Forecast average en-route ATFM delay due to weather per flight delayed by a major storm in 2050

There might also be climate-change-induced impacts on tourism demand. For example, some locations may become uncomfortably hot for tourism in the summer months, which may see tourists moving their holidays to the Spring or Autumn, or to relatively cooler locations. Conversely, new locations might start to have a more pleasant climate throughout the year, leading to an increase in tourism. This can all have an impact on the number of passengers passing through airports, and the number of flights, infrastructure and personnel required. And although we expect such changes to be gradual, it is something for airports to think about in their longer-term planning.

The European aviation sector has the potential to adapt to future climate conditions if it starts building resilience now so as not to be caught unawares further down the line. It will never be possible to be 100% resilient to every single event but taking proportionate and timely action can reduce future operational impacts, damages and costs.
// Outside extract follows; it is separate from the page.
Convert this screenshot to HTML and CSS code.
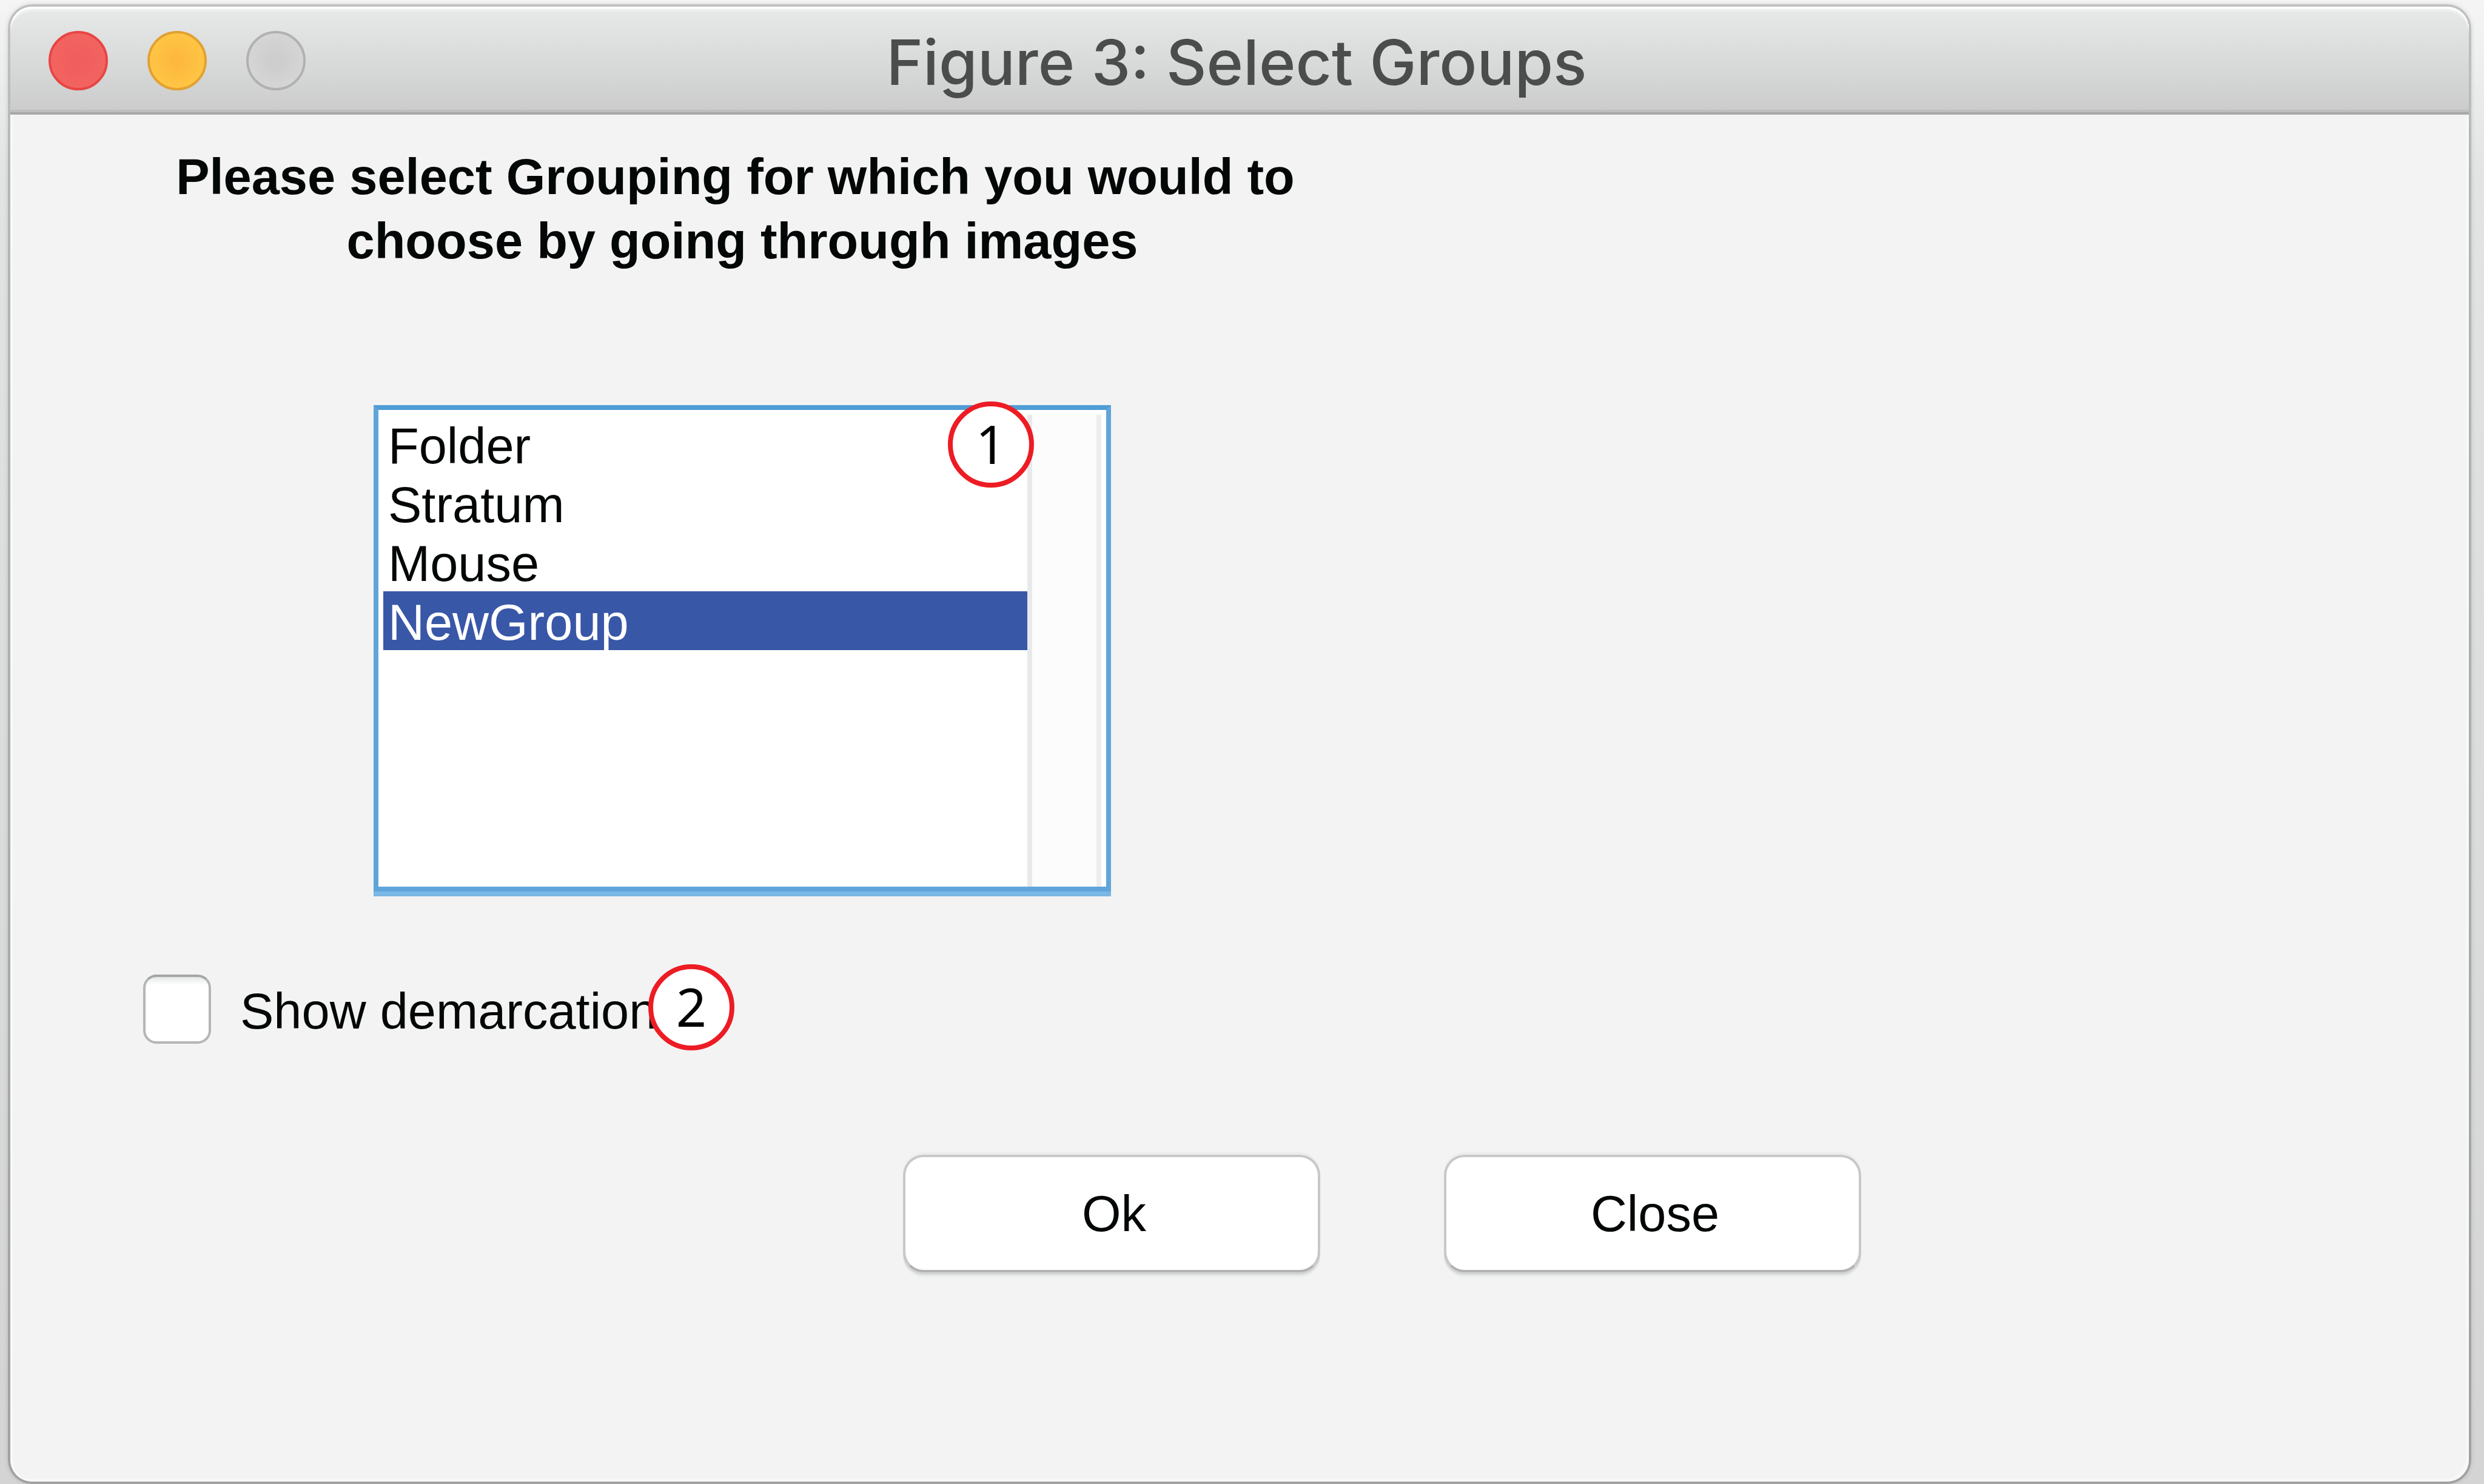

It is essential for all aviation organisations to carry out a climate change risk assessment and implement adaptation measures to build resilience for their own passengers, personnel, infrastructure and operations. But it is also important to recognise the interconnectedness of the wider European and global aviation system and that an impact in one location can have knock-on effects across the network. Therefore, a coordinated approach is also essential to ensure that our response is timely and impacts are reduced for all. In response, EUROCONTROL and ACI EUROPE have established the European Aviation Climate Change Adaptation Working Group to support operational stakeholders in adapting to the impacts of climate change. The group is developing guidance, providing peer-topeer support and identifying good practices to contribute to building a climate-resilient aviation sector. EUROCONTROL will continue to support European aviation in this collaborative effort.